Buying Land

Photo by Sterling 2011, CC-by-SA

This nomad is dreaming about a small piece of land she can call home. All the other attempts at making a home seem to have failed so far, but a girl keeps hoping. Beyond that, a string of personal events that are on the horizon of the timeline require a place that can be called “home”, an address that is both legal residence and actual physical space where family members can live. And, sure, I could just rent an apartment, but having found a place that I can buy for about the cost of first and last month’s rent in the city, it seems like renting would be a foolish thing to do. Why rent a place that isn’t home when I could buy a place that I could build a real relationship with?

I’ve spent time on this little island in the Salish Sea (also known as Puget Sound), just an hour away from Seattle. It’s one of my favorite escape spots. When a friend suggested that I look into buying a place there, I thought the idea was nuts. I have no credit, haven’t lived in a single spot for years, and don’t have a whole lot of money saved up. There’s no way I could buy a place. And then I found out how much land costs there. Oh. Right in my budget, actually. So, I started to dream.

For years now I’ve read books about owner built homes, dreamed of my own tiny house or even a tree house. I’ve cherished memories of the garden at the house where I lived in England, my first touch and go experiments in growing food for my family, the jams and jellies I made from fruit that grew in that yard, and my friendship with a hedgehog who ate the snails who ate my broccoli plants. Now my imagination runs over grooves in the vinyl of my mind, playing tunes of land ownership and the start of a new relationship with place.

But there are sticky spots in this song, places where the needle jumps or scratches discordantly. How can you “own” land? You can have a deed that says that you own it, but what would life be like on that land if the trees and the grass and the deer and the coyotes who live there don’t agree that you should share that space with them? Most people wouldn’t care at all about such things, but I am not most people. I know that the land has a spirit and the other inhabitants of the land have a say in what happens there. I don’t intend to go to war with anyone in my desire to make a place my own. But how can I do any differently?

Recently I spent a night outside near a plot that I am thinking about making my own. I tried to sleep in my hammock, strung between two trees. It was nice enough. But I didn’t get any sleep at all out there. Afterwards, I spoke to a friend of mine about the experience and he asked me what I’d given the land before I settled in for the night.

Oh.

I’d said prayers. I sang songs.
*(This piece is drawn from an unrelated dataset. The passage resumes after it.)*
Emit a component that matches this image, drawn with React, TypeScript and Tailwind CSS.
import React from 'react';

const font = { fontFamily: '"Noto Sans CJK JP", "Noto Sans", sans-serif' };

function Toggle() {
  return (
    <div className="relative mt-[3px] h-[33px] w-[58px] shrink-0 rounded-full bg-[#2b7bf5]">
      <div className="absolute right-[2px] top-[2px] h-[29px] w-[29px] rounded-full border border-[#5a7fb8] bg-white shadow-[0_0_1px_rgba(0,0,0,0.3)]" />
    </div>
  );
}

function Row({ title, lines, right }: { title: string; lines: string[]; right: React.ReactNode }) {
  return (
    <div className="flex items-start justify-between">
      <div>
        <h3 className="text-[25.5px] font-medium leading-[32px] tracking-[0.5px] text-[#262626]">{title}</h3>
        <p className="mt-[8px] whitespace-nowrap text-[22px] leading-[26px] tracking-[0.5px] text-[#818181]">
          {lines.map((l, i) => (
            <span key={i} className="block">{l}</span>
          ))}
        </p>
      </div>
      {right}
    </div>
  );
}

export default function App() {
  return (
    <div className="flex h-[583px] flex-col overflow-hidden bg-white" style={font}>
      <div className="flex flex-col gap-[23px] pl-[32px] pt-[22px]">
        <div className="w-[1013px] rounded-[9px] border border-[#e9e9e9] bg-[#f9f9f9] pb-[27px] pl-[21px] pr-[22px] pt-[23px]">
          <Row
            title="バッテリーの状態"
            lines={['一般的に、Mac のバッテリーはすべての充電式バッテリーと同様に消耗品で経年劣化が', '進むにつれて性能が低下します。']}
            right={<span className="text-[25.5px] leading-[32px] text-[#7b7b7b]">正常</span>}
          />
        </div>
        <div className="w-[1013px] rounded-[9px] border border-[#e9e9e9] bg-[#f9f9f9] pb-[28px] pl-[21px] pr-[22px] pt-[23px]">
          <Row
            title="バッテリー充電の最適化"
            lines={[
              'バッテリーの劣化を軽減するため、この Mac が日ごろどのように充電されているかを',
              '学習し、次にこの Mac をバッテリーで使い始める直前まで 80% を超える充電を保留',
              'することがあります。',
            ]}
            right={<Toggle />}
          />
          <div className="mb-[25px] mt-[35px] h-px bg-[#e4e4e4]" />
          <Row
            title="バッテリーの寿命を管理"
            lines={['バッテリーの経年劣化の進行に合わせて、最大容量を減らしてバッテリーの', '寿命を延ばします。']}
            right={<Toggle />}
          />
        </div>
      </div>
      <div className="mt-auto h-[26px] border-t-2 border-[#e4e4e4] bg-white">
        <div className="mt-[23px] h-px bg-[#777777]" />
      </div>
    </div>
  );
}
I’d listened to the trees. But did I actually give anything to the land itself? Had I actually asked permission at all? Mmm… no. I don’t think I had. As if to hit the message home — a message I’d totally missed — the thought that kept running through my head that whole night, the phrase that kept me up, was “You still aren’t really listening.”

“I’m trying! I’m trying!” I thought, “The sounds are beautiful. This place is beautiful.”

But the voice in my head still said, “They are speaking, but you aren’t hearing what they say.”

I have to go back and try again. I have to bring gifts for the land: tobacco for the earth and seeds for the birds, compost and fresh water for parched plants unused to such a hot summer. And then I have to listen again. Perhaps this time I will hear what they have to say.

About Sterling

When Sterling was 3 years old, her parents packed everything they owned into storage, put a roof rack on their ‘66 VW Bug and spent three months driving with her across the US and Canada. She’s been a nomad ever since. She’s lived in El Salvador, Guatemala, Canada, England, Scotland, Israel and several states in the US. Every place is a new spirit to get acquainted with, fall in love with, or struggle with. Her path within Druidry is a spiritual dance of learning the relationships of all the people, human and otherwise, in the context of place. She has a collection of short stories, The Imaginary City and Other Places, which you can read on Kindle or in paperback.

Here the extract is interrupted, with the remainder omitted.